## [COLLECTED MATERIAL]
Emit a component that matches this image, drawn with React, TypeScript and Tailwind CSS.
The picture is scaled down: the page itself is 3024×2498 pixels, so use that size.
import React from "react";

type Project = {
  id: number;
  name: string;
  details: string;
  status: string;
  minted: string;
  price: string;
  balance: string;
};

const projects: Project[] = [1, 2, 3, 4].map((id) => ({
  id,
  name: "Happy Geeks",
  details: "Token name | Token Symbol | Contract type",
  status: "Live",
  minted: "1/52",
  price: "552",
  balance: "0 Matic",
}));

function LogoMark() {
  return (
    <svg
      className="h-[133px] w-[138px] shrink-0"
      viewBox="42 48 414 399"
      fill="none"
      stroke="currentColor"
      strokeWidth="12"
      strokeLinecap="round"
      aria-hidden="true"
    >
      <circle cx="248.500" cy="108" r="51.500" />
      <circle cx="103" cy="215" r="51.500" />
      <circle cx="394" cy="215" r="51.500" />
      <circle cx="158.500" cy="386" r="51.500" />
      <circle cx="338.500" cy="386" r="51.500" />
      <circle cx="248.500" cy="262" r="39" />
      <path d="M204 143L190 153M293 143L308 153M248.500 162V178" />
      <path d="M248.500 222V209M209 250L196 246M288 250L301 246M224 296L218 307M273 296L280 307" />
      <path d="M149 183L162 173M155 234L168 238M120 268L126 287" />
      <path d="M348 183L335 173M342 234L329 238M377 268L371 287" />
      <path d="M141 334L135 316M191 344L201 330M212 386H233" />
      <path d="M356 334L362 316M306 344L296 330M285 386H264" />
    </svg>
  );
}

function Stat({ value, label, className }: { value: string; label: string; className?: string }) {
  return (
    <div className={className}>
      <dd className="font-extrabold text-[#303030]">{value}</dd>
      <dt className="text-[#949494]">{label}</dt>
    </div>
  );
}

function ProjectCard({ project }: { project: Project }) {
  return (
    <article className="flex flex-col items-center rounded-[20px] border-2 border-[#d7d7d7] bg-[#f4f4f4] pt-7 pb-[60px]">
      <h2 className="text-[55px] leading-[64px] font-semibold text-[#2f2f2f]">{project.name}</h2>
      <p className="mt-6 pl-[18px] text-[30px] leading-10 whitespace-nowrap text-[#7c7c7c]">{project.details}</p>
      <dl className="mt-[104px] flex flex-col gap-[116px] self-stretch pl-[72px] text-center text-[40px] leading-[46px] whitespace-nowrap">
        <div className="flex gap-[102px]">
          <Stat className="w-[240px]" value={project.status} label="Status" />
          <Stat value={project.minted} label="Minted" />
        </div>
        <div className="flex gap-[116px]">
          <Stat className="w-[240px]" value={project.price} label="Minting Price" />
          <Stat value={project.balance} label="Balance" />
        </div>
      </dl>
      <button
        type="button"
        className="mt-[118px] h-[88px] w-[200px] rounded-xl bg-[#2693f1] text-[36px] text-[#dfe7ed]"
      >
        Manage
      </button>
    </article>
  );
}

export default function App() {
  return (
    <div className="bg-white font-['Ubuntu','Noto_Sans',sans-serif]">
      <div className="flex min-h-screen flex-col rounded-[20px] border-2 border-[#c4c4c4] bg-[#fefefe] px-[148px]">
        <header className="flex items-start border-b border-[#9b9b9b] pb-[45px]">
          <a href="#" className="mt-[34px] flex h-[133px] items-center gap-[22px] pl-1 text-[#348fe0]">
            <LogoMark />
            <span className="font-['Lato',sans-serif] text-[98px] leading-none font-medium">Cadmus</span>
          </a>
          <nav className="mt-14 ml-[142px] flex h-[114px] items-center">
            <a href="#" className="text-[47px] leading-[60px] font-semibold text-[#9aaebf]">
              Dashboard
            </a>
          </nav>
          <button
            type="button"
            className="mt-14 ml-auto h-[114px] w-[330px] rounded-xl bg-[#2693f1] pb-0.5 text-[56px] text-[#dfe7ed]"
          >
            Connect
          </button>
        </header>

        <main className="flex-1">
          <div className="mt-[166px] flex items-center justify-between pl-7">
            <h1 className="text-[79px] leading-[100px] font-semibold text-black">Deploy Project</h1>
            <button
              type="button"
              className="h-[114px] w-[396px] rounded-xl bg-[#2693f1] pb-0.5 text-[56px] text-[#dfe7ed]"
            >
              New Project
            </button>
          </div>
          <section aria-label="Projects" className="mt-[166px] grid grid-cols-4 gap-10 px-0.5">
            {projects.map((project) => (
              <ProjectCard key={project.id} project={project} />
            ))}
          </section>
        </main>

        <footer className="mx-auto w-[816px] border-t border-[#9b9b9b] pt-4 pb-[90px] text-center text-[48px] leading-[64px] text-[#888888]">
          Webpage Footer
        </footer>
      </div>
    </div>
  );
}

## [EXERCISE DETAILS]
Could you quote the material above in full, exactly as it stands?

## [SOLUTION]
Emit a component that matches this image, drawn with React, TypeScript and Tailwind CSS.
The picture is scaled down: the page itself is 3024×2498 pixels, so use that size.
import React from "react";

type Project = {
  id: number;
  name: string;
  details: string;
  status: string;
  minted: string;
  price: string;
  balance: string;
};

const projects: Project[] = [1, 2, 3, 4].map((id) => ({
  id,
  name: "Happy Geeks",
  details: "Token name | Token Symbol | Contract type",
  status: "Live",
  minted: "1/52",
  price: "552",
  balance: "0 Matic",
}));

function LogoMark() {
  return (
    <svg
      className="h-[133px] w-[138px] shrink-0"
      viewBox="42 48 414 399"
      fill="none"
      stroke="currentColor"
      strokeWidth="12"
      strokeLinecap="round"
      aria-hidden="true"
    >
      <circle cx="248.500" cy="108" r="51.500" />
      <circle cx="103" cy="215" r="51.500" />
      <circle cx="394" cy="215" r="51.500" />
      <circle cx="158.500" cy="386" r="51.500" />
      <circle cx="338.500" cy="386" r="51.500" />
      <circle cx="248.500" cy="262" r="39" />
      <path d="M204 143L190 153M293 143L308 153M248.500 162V178" />
      <path d="M248.500 222V209M209 250L196 246M288 250L301 246M224 296L218 307M273 296L280 307" />
      <path d="M149 183L162 173M155 234L168 238M120 268L126 287" />
      <path d="M348 183L335 173M342 234L329 238M377 268L371 287" />
      <path d="M141 334L135 316M191 344L201 330M212 386H233" />
      <path d="M356 334L362 316M306 344L296 330M285 386H264" />
    </svg>
  );
}

function Stat({ value, label, className }: { value: string; label: string; className?: string }) {
  return (
    <div className={className}>
      <dd className="font-extrabold text-[#303030]">{value}</dd>
      <dt className="text-[#949494]">{label}</dt>
    </div>
  );
}

function ProjectCard({ project }: { project: Project }) {
  return (
    <article className="flex flex-col items-center rounded-[20px] border-2 border-[#d7d7d7] bg-[#f4f4f4] pt-7 pb-[60px]">
      <h2 className="text-[55px] leading-[64px] font-semibold text-[#2f2f2f]">{project.name}</h2>
      <p className="mt-6 pl-[18px] text-[30px] leading-10 whitespace-nowrap text-[#7c7c7c]">{project.details}</p>
      <dl className="mt-[104px] flex flex-col gap-[116px] self-stretch pl-[72px] text-center text-[40px] leading-[46px] whitespace-nowrap">
        <div className="flex gap-[102px]">
          <Stat className="w-[240px]" value={project.status} label="Status" />
          <Stat value={project.minted} label="Minted" />
        </div>
        <div className="flex gap-[116px]">
          <Stat className="w-[240px]" value={project.price} label="Minting Price" />
          <Stat value={project.balance} label="Balance" />
        </div>
      </dl>
      <button
        type="button"
        className="mt-[118px] h-[88px] w-[200px] rounded-xl bg-[#2693f1] text-[36px] text-[#dfe7ed]"
      >
        Manage
      </button>
    </article>
  );
}

export default function App() {
  return (
    <div className="bg-white font-['Ubuntu','Noto_Sans',sans-serif]">
      <div className="flex min-h-screen flex-col rounded-[20px] border-2 border-[#c4c4c4] bg-[#fefefe] px-[148px]">
        <header className="flex items-start border-b border-[#9b9b9b] pb-[45px]">
          <a href="#" className="mt-[34px] flex h-[133px] items-center gap-[22px] pl-1 text-[#348fe0]">
            <LogoMark />
            <span className="font-['Lato',sans-serif] text-[98px] leading-none font-medium">Cadmus</span>
          </a>
          <nav className="mt-14 ml-[142px] flex h-[114px] items-center">
            <a href="#" className="text-[47px] leading-[60px] font-semibold text-[#9aaebf]">
              Dashboard
            </a>
          </nav>
          <button
            type="button"
            className="mt-14 ml-auto h-[114px] w-[330px] rounded-xl bg-[#2693f1] pb-0.5 text-[56px] text-[#dfe7ed]"
          >
            Connect
          </button>
        </header>

        <main className="flex-1">
          <div className="mt-[166px] flex items-center justify-between pl-7">
            <h1 className="text-[79px] leading-[100px] font-semibold text-black">Deploy Project</h1>
            <button
              type="button"
              className="h-[114px] w-[396px] rounded-xl bg-[#2693f1] pb-0.5 text-[56px] text-[#dfe7ed]"
            >
              New Project
            </button>
          </div>
          <section aria-label="Projects" className="mt-[166px] grid grid-cols-4 gap-10 px-0.5">
            {projects.map((project) => (
              <ProjectCard key={project.id} project={project} />
            ))}
          </section>
        </main>

        <footer className="mx-auto w-[816px] border-t border-[#9b9b9b] pt-4 pb-[90px] text-center text-[48px] leading-[64px] text-[#888888]">
          Webpage Footer
        </footer>
      </div>
    </div>
  );
}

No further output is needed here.